20. VIJ'S AT HOME; relax, honey – the warmth and ease of Indian cooking
(Douglas & McIntyre, 2010, 230 pages, ISBN 978-1-55365-572-5, $40 CDN
paper covers) is by Meeru Dhalwala and Vikram Vij. Vij is owner-chef of
Vij in Vancouver since 1994; Dhalwala and Vij together also run Rangoli
in Vancouver. Vij has appeared on many television shows. It's a useful
quick and easy guide to inspired Indian food: all preps can be done in
less than 20 minutes plus cooking times. There's a full-range of
vegetarian, seafood, poultry, meats and desserts. There's an opening
primer on Indian foods at home (spices, oils, staples) which includes
some guidelines for easier cooking, such as sizzling seeds or using a
lot of tomatoes.  Preparations have their ingredients listed in
avoirdupois measurements, but there is a metric table of equivalents.

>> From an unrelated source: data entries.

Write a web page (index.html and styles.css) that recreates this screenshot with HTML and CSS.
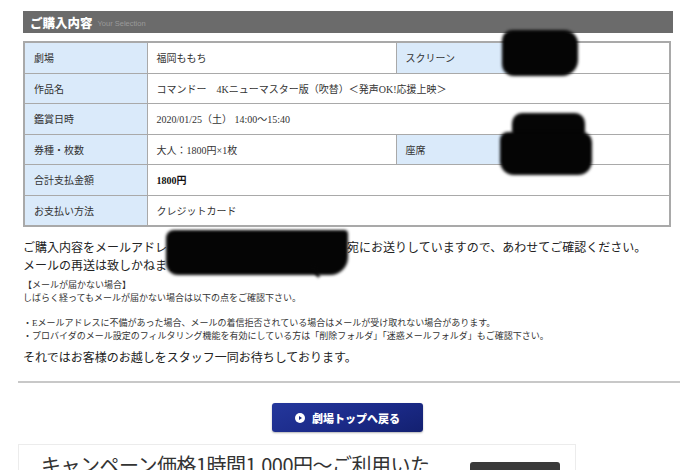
FILE: index.html
```html
<!DOCTYPE html>
<html lang="ja">
<head>
<meta charset="utf-8">
<link rel="stylesheet" href="styles.css">
</head>
<body>
<div class="page">
  <div class="wrap">
    <div class="head-bar"><span class="head-title">ご購入内容</span><span class="head-sub">Your Selection</span></div>
    <table class="info">
      <colgroup><col class="c1"><col class="c2"><col class="c3"><col class="c4"></colgroup>
      <tr><th>劇場</th><td>福岡ももち</td><th>スクリーン</th><td></td></tr>
      <tr><th>作品名</th><td colspan="3">コマンドー　4Kニューマスター版（吹替）＜発声OK!応援上映＞</td></tr>
      <tr><th>鑑賞日時</th><td colspan="3">2020/01/25（土） 14:00〜15:40</td></tr>
      <tr><th>券種・枚数</th><td>大人：1800円×1枚</td><th>座席</th><td></td></tr>
      <tr><th>合計支払金額</th><td colspan="3"><b>1800円</b></td></tr>
      <tr><th>お支払い方法</th><td colspan="3">クレジットカード</td></tr>
    </table>
    <p class="lead">ご購入内容をメールアドレス　　　　　　　　　　　　　　宛にお送りしていますので、あわせてご確認ください。<br>メールの再送は致しかねますので、ご了承ください。</p>
    <p class="small">【メールが届かない場合】<br>しばらく経ってもメールが届かない場合は以下の点をご確認下さい。</p>
    <p class="small">・Eメールアドレスに不備があった場合、メールの着信拒否されている場合はメールが受け取れない場合があります。<br>・プロバイダのメール設定のフィルタリング機能を有効にしている方は「削除フォルダ」「迷惑メールフォルダ」もご確認下さい。</p>
    <p class="closing">それではお客様のお越しをスタッフ一同お待ちしております。</p>
  </div>
  <hr class="divider">
  <div class="btn-row">
    <a class="back-btn" href="#"><svg width="10" height="10" viewBox="0 0 10 10"><circle cx="5" cy="5" r="5" fill="#fff"/><path d="M4 3 L7 5 L4 7 Z" fill="#1b2a85"/></svg><span>劇場トップへ戻る</span></a>
  </div>
  <div class="promo">
    <span class="promo-text">キャンペーン価格1時間1,000円〜ご利用いた</span>
    <span class="promo-btn"></span>
  </div>
  <div class="blot b1"></div>
  <div class="blot b2a"></div>
  <div class="blot b2b"></div>
  <div class="blot b3"></div>
  <div class="blot b4"></div>
</div>
</body>
</html>
```
FILE: styles.css
```css
html, body {
  margin: 0;
  padding: 0;
  background: #fff;
}
.page {
  position: relative;
  width: 680px;
  height: 470px;
  overflow: hidden;
  font-family: "Liberation Serif", "Noto Sans CJK JP", serif;
  color: #222;
}
.wrap {
  padding: 11px 9px 0 23px;
}
.head-bar {
  height: 22px;
  background: #6b6b6b;
  display: flex;
  align-items: center;
  padding-left: 7px;
  width: 643px;
}
.head-title {
  font-family: "Noto Sans CJK JP", sans-serif;
  font-weight: 900;
  font-size: 12.5px;
  color: #fff;
}
.head-sub {
  font-family: "Liberation Sans", sans-serif;
  font-size: 7.5px;
  color: #9a9a9a;
  margin-left: 5px;
  margin-top: 3px;
}
.info {
  margin-top: 8px;
  width: 648px;
  border-collapse: collapse;
  border: 2px solid #a9a9a9;
  table-layout: fixed;
}
.c1 { width: 123px; }
.c2 { width: 249px; }
.c3 { width: 113px; }
.c4 { width: auto; }
.info th, .info td {
  height: 29.5px;
  border: 1.5px solid #a9a9a9;
  font-size: 10px;
  text-align: left;
  padding: 0 0 0 9px;
  font-weight: normal;
  white-space: nowrap;
  color: #333;
}
.info th {
  background: #daeafa;
}
.info td b {
  font-weight: bold;
  color: #111;
}
.lead {
  margin: 12px 0 0;
  font-size: 12px;
  line-height: 18px;
  color: #222;
}
.small {
  margin: 4px 0 0;
  font-size: 9px;
  line-height: 13px;
  color: #333;
}
.small + .small {
  margin-top: 12px;
}
.closing {
  margin: 6px 0 0;
  font-size: 12px;
  line-height: 18px;
  color: #222;
}
.divider {
  margin: 14px 0 0 18px;
  border: 0;
  height: 2px;
  background: #c8c8c8;
}
.btn-row {
  display: flex;
  justify-content: center;
  padding: 20px 0 0 15px;
  height: 30px;
}
.back-btn {
  width: 151px;
  height: 29px;
  border-radius: 3px;
  background: linear-gradient(160deg, #24379c 0%, #1b2a88 55%, #132070 100%);
  box-shadow: 0 1px 2px rgba(0,0,0,0.3);
  display: flex;
  align-items: center;
  justify-content: center;
  gap: 7px;
  text-decoration: none;
  color: #fff;
  font-family: "Noto Sans CJK JP", sans-serif;
  font-weight: 900;
  font-size: 11px;
}
.promo {
  margin: 11px 0 0 18px;
  width: 558px;
  height: 40px;
  border: 1px solid #ececec;
  border-bottom: 0;
  display: flex;
  align-items: flex-start;
  justify-content: space-between;
  padding: 0 15px 0 22px;
  box-sizing: border-box;
}
.promo-text {
  font-family: "Noto Sans CJK JP", sans-serif;
  font-size: 20px;
  line-height: 22px;
  color: #333;
  margin-top: 9px;
  letter-spacing: -0.5px;
}
.promo-btn {
  width: 90px;
  height: 20px;
  background: #3a3a3a;
  border-radius: 3px;
  margin-top: 17px;
}
.blot {
  position: absolute;
  background: #050505;
  filter: blur(1.5px);
}
.b1 { left: 502px; top: 30px; width: 76px; height: 46px; border-radius: 10px 14px 16px 12px; }
.b2a { left: 512px; top: 113px; width: 73px; height: 28px; border-radius: 10px; }
.b2b { left: 500px; top: 132px; width: 92px; height: 43px; border-radius: 8px 10px 14px 14px; }
.b3 { left: 166px; top: 230px; width: 182px; height: 45px; border-radius: 8px 4px 18px 12px; }
.b4 { left: 314px; top: 264px; width: 3px; height: 14px; transform: rotate(-30deg); border-radius: 2px; }
```
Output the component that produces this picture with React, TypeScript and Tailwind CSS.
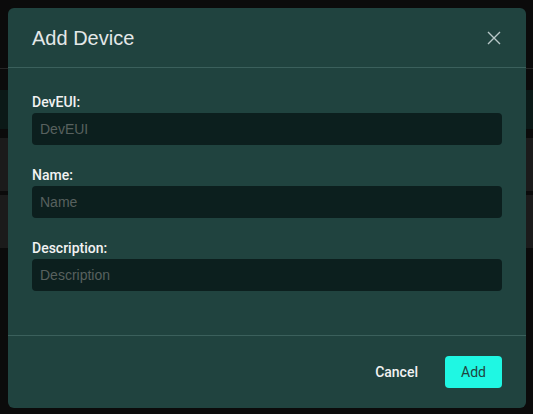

There is also the occasional memoir material on Indian family life. And
some really sharp notes on wine pairings with Indian food (Vij is a
certified sommelier). The advice, though, is general, for there are no
specific wine recommendations for the recipes. Recipes also list three
different other food to have with the prep. Try green beans and
potatoes and spinach in coconut curry, steamed marinated halibut in
black chickpea and potato curry, marinated duck breast with mung bean
and sesame see rice pilaf, spinach and split pea mash, and brown
basmati with Portobello mushroom pilaf. Quality/Price rating: 88.